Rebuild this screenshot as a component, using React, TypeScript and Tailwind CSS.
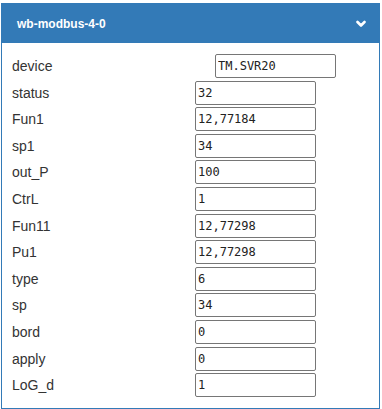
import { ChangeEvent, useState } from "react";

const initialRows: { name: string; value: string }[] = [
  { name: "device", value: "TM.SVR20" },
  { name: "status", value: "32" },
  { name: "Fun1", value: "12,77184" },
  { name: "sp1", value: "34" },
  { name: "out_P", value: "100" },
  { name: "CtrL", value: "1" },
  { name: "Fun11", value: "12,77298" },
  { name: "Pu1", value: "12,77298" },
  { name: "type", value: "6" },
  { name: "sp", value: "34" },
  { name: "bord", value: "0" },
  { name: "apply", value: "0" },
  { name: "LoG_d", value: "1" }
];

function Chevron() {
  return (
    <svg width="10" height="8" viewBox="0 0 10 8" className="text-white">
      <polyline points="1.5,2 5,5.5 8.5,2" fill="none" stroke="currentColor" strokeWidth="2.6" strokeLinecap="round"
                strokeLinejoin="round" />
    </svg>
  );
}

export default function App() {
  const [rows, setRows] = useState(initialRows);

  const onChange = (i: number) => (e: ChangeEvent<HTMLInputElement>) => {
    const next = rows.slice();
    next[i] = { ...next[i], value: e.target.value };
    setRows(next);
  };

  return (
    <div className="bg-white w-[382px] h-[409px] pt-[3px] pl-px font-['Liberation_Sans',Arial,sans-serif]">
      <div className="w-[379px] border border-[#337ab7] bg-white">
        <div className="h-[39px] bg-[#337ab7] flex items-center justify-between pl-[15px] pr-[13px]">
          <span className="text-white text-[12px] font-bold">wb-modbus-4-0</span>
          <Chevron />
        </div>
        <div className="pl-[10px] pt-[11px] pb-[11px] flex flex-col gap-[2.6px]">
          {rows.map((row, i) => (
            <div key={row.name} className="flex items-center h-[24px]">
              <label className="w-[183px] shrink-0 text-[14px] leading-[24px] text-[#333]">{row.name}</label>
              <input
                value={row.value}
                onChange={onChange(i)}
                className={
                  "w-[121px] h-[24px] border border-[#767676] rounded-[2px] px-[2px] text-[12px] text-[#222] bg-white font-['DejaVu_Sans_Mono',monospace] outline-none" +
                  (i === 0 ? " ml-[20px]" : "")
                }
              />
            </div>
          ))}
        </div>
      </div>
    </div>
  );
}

□ □ □ □

> [AIM OF THE TASK]:
Give an exact copy of the material, leaving out every picture.

> [FINAL RESULT]:
Rebuild this screenshot as a component, using React, TypeScript and Tailwind CSS.
import { ChangeEvent, useState } from "react";

const initialRows: { name: string; value: string }[] = [
  { name: "device", value: "TM.SVR20" },
  { name: "status", value: "32" },
  { name: "Fun1", value: "12,77184" },
  { name: "sp1", value: "34" },
  { name: "out_P", value: "100" },
  { name: "CtrL", value: "1" },
  { name: "Fun11", value: "12,77298" },
  { name: "Pu1", value: "12,77298" },
  { name: "type", value: "6" },
  { name: "sp", value: "34" },
  { name: "bord", value: "0" },
  { name: "apply", value: "0" },
  { name: "LoG_d", value: "1" }
];

function Chevron() {
  return (
    <svg width="10" height="8" viewBox="0 0 10 8" className="text-white">
      <polyline points="1.5,2 5,5.5 8.5,2" fill="none" stroke="currentColor" strokeWidth="2.6" strokeLinecap="round"
                strokeLinejoin="round" />
    </svg>
  );
}

export default function App() {
  const [rows, setRows] = useState(initialRows);

  const onChange = (i: number) => (e: ChangeEvent<HTMLInputElement>) => {
    const next = rows.slice();
    next[i] = { ...next[i], value: e.target.value };
    setRows(next);
  };

  return (
    <div className="bg-white w-[382px] h-[409px] pt-[3px] pl-px font-['Liberation_Sans',Arial,sans-serif]">
      <div className="w-[379px] border border-[#337ab7] bg-white">
        <div className="h-[39px] bg-[#337ab7] flex items-center justify-between pl-[15px] pr-[13px]">
          <span className="text-white text-[12px] font-bold">wb-modbus-4-0</span>
          <Chevron />
        </div>
        <div className="pl-[10px] pt-[11px] pb-[11px] flex flex-col gap-[2.6px]">
          {rows.map((row, i) => (
            <div key={row.name} className="flex items-center h-[24px]">
              <label className="w-[183px] shrink-0 text-[14px] leading-[24px] text-[#333]">{row.name}</label>
              <input
                value={row.value}
                onChange={onChange(i)}
                className={
                  "w-[121px] h-[24px] border border-[#767676] rounded-[2px] px-[2px] text-[12px] text-[#222] bg-white font-['DejaVu_Sans_Mono',monospace] outline-none" +
                  (i === 0 ? " ml-[20px]" : "")
                }
              />
            </div>
          ))}
        </div>
      </div>
    </div>
  );
}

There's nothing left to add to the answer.